Given exercise » Your task is to output the listing word for word, with pictures excluded.

Material provided »
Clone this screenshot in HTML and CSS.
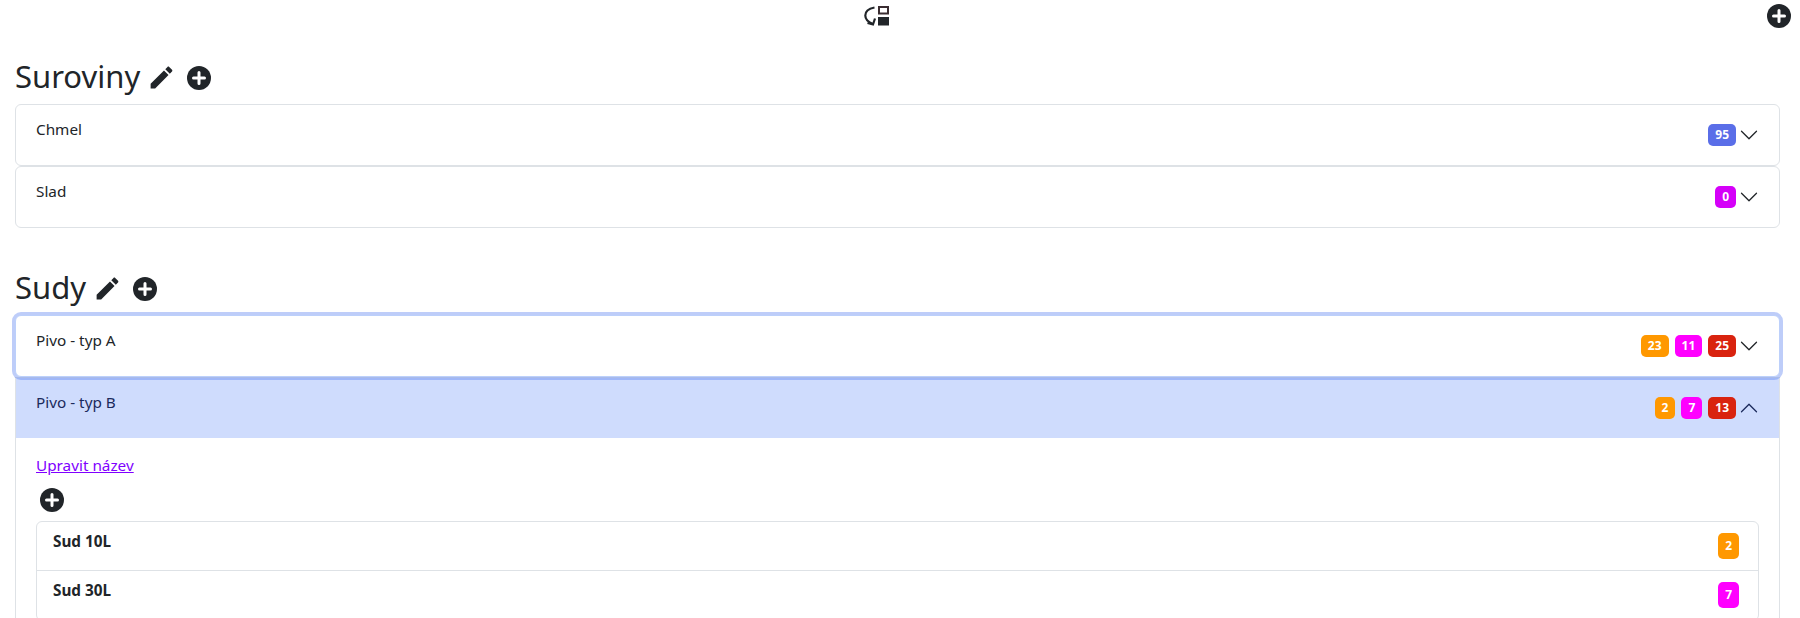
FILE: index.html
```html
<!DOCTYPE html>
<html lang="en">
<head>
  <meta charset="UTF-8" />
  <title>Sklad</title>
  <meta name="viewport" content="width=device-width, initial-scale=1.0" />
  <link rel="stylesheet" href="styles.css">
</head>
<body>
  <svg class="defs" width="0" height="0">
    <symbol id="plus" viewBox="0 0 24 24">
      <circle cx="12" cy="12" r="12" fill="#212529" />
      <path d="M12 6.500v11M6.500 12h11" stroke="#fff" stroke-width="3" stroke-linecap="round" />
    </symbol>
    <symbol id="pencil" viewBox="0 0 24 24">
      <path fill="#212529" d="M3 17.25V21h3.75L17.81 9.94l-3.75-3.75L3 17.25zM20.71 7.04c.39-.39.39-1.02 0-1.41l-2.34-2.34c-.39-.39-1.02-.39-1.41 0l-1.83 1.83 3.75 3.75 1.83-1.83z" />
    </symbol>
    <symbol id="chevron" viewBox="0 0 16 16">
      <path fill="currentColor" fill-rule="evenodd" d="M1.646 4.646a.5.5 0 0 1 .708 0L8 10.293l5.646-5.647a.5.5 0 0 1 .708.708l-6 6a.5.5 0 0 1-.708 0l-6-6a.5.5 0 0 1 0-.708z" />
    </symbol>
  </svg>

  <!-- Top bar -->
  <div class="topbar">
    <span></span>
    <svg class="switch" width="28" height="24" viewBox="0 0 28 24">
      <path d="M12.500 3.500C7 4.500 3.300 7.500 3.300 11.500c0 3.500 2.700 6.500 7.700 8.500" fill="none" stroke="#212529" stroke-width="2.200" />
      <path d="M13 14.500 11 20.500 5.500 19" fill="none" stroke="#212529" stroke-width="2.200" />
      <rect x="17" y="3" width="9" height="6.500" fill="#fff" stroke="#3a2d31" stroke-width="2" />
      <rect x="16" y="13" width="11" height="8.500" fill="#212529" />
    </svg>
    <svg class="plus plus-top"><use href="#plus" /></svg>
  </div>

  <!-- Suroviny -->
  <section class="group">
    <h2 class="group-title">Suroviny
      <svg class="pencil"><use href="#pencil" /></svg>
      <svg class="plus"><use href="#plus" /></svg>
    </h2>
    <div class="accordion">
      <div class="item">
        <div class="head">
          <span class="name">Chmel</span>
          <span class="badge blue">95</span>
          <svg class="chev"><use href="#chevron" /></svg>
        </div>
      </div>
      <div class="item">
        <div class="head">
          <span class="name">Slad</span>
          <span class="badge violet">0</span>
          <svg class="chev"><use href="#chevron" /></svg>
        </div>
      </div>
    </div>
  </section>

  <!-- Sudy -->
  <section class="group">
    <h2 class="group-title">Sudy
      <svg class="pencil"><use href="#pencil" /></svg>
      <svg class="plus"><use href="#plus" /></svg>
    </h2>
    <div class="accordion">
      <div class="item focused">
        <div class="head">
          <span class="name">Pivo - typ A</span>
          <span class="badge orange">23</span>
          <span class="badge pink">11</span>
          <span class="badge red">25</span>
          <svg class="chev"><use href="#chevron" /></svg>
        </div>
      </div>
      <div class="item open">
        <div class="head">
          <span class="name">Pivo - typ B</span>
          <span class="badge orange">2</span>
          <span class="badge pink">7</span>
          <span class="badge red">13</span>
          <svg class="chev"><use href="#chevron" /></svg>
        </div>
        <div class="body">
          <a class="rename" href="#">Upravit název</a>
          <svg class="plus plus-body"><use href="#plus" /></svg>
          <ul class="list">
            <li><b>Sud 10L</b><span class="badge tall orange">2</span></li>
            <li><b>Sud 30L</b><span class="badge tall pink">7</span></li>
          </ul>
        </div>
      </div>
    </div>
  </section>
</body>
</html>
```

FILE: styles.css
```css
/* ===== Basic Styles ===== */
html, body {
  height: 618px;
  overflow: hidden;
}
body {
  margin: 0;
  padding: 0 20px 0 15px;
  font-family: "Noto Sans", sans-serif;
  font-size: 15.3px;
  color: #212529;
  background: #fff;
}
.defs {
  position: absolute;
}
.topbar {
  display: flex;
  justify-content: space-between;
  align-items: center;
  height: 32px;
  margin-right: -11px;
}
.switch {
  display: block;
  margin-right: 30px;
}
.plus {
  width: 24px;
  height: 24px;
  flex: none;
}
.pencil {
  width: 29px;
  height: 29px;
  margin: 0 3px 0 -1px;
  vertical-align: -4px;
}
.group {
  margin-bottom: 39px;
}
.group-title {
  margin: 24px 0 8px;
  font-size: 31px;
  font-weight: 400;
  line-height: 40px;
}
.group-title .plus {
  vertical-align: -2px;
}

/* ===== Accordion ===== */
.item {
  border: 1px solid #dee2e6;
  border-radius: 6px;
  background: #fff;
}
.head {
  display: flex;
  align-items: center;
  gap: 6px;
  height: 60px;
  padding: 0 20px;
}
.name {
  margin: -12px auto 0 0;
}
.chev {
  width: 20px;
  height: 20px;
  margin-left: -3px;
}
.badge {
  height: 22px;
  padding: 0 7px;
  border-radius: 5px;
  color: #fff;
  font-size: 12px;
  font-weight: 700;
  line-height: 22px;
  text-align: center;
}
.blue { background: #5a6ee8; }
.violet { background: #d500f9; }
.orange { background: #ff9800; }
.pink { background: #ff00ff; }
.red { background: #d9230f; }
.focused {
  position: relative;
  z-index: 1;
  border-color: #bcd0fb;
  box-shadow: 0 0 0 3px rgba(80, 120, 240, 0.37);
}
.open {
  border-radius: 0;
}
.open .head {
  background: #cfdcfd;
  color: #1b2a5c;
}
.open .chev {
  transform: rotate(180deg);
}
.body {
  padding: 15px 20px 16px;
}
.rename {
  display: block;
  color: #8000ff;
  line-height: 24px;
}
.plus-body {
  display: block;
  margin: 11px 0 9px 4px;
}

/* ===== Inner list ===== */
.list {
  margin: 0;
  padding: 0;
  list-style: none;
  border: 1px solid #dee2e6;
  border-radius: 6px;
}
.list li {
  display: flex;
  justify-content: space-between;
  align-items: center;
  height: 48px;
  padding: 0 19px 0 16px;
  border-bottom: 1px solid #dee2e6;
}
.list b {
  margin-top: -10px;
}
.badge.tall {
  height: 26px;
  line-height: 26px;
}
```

Exercise result »
Clone this screenshot in HTML and CSS.
FILE: index.html
```html
<!DOCTYPE html>
<html lang="en">
<head>
  <meta charset="UTF-8" />
  <title>Sklad</title>
  <meta name="viewport" content="width=device-width, initial-scale=1.0" />
  <link rel="stylesheet" href="styles.css">
</head>
<body>
  <svg class="defs" width="0" height="0">
    <symbol id="plus" viewBox="0 0 24 24">
      <circle cx="12" cy="12" r="12" fill="#212529" />
      <path d="M12 6.500v11M6.500 12h11" stroke="#fff" stroke-width="3" stroke-linecap="round" />
    </symbol>
    <symbol id="pencil" viewBox="0 0 24 24">
      <path fill="#212529" d="M3 17.25V21h3.75L17.81 9.94l-3.75-3.75L3 17.25zM20.71 7.04c.39-.39.39-1.02 0-1.41l-2.34-2.34c-.39-.39-1.02-.39-1.41 0l-1.83 1.83 3.75 3.75 1.83-1.83z" />
    </symbol>
    <symbol id="chevron" viewBox="0 0 16 16">
      <path fill="currentColor" fill-rule="evenodd" d="M1.646 4.646a.5.5 0 0 1 .708 0L8 10.293l5.646-5.647a.5.5 0 0 1 .708.708l-6 6a.5.5 0 0 1-.708 0l-6-6a.5.5 0 0 1 0-.708z" />
    </symbol>
  </svg>

  <!-- Top bar -->
  <div class="topbar">
    <span></span>
    <svg class="switch" width="28" height="24" viewBox="0 0 28 24">
      <path d="M12.500 3.500C7 4.500 3.300 7.500 3.300 11.500c0 3.500 2.700 6.500 7.700 8.500" fill="none" stroke="#212529" stroke-width="2.200" />
      <path d="M13 14.500 11 20.500 5.500 19" fill="none" stroke="#212529" stroke-width="2.200" />
      <rect x="17" y="3" width="9" height="6.500" fill="#fff" stroke="#3a2d31" stroke-width="2" />
      <rect x="16" y="13" width="11" height="8.500" fill="#212529" />
    </svg>
    <svg class="plus plus-top"><use href="#plus" /></svg>
  </div>

  <!-- Suroviny -->
  <section class="group">
    <h2 class="group-title">Suroviny
      <svg class="pencil"><use href="#pencil" /></svg>
      <svg class="plus"><use href="#plus" /></svg>
    </h2>
    <div class="accordion">
      <div class="item">
        <div class="head">
          <span class="name">Chmel</span>
          <span class="badge blue">95</span>
          <svg class="chev"><use href="#chevron" /></svg>
        </div>
      </div>
      <div class="item">
        <div class="head">
          <span class="name">Slad</span>
          <span class="badge violet">0</span>
          <svg class="chev"><use href="#chevron" /></svg>
        </div>
      </div>
    </div>
  </section>

  <!-- Sudy -->
  <section class="group">
    <h2 class="group-title">Sudy
      <svg class="pencil"><use href="#pencil" /></svg>
      <svg class="plus"><use href="#plus" /></svg>
    </h2>
    <div class="accordion">
      <div class="item focused">
        <div class="head">
          <span class="name">Pivo - typ A</span>
          <span class="badge orange">23</span>
          <span class="badge pink">11</span>
          <span class="badge red">25</span>
          <svg class="chev"><use href="#chevron" /></svg>
        </div>
      </div>
      <div class="item open">
        <div class="head">
          <span class="name">Pivo - typ B</span>
          <span class="badge orange">2</span>
          <span class="badge pink">7</span>
          <span class="badge red">13</span>
          <svg class="chev"><use href="#chevron" /></svg>
        </div>
        <div class="body">
          <a class="rename" href="#">Upravit název</a>
          <svg class="plus plus-body"><use href="#plus" /></svg>
          <ul class="list">
            <li><b>Sud 10L</b><span class="badge tall orange">2</span></li>
            <li><b>Sud 30L</b><span class="badge tall pink">7</span></li>
          </ul>
        </div>
      </div>
    </div>
  </section>
</body>
</html>
```

FILE: styles.css
```css
/* ===== Basic Styles ===== */
html, body {
  height: 618px;
  overflow: hidden;
}
body {
  margin: 0;
  padding: 0 20px 0 15px;
  font-family: "Noto Sans", sans-serif;
  font-size: 15.3px;
  color: #212529;
  background: #fff;
}
.defs {
  position: absolute;
}
.topbar {
  display: flex;
  justify-content: space-between;
  align-items: center;
  height: 32px;
  margin-right: -11px;
}
.switch {
  display: block;
  margin-right: 30px;
}
.plus {
  width: 24px;
  height: 24px;
  flex: none;
}
.pencil {
  width: 29px;
  height: 29px;
  margin: 0 3px 0 -1px;
  vertical-align: -4px;
}
.group {
  margin-bottom: 39px;
}
.group-title {
  margin: 24px 0 8px;
  font-size: 31px;
  font-weight: 400;
  line-height: 40px;
}
.group-title .plus {
  vertical-align: -2px;
}

/* ===== Accordion ===== */
.item {
  border: 1px solid #dee2e6;
  border-radius: 6px;
  background: #fff;
}
.head {
  display: flex;
  align-items: center;
  gap: 6px;
  height: 60px;
  padding: 0 20px;
}
.name {
  margin: -12px auto 0 0;
}
.chev {
  width: 20px;
  height: 20px;
  margin-left: -3px;
}
.badge {
  height: 22px;
  padding: 0 7px;
  border-radius: 5px;
  color: #fff;
  font-size: 12px;
  font-weight: 700;
  line-height: 22px;
  text-align: center;
}
.blue { background: #5a6ee8; }
.violet { background: #d500f9; }
.orange { background: #ff9800; }
.pink { background: #ff00ff; }
.red { background: #d9230f; }
.focused {
  position: relative;
  z-index: 1;
  border-color: #bcd0fb;
  box-shadow: 0 0 0 3px rgba(80, 120, 240, 0.37);
}
.open {
  border-radius: 0;
}
.open .head {
  background: #cfdcfd;
  color: #1b2a5c;
}
.open .chev {
  transform: rotate(180deg);
}
.body {
  padding: 15px 20px 16px;
}
.rename {
  display: block;
  color: #8000ff;
  line-height: 24px;
}
.plus-body {
  display: block;
  margin: 11px 0 9px 4px;
}

/* ===== Inner list ===== */
.list {
  margin: 0;
  padding: 0;
  list-style: none;
  border: 1px solid #dee2e6;
  border-radius: 6px;
}
.list li {
  display: flex;
  justify-content: space-between;
  align-items: center;
  height: 48px;
  padding: 0 19px 0 16px;
  border-bottom: 1px solid #dee2e6;
}
.list b {
  margin-top: -10px;
}
.badge.tall {
  height: 26px;
  line-height: 26px;
}
```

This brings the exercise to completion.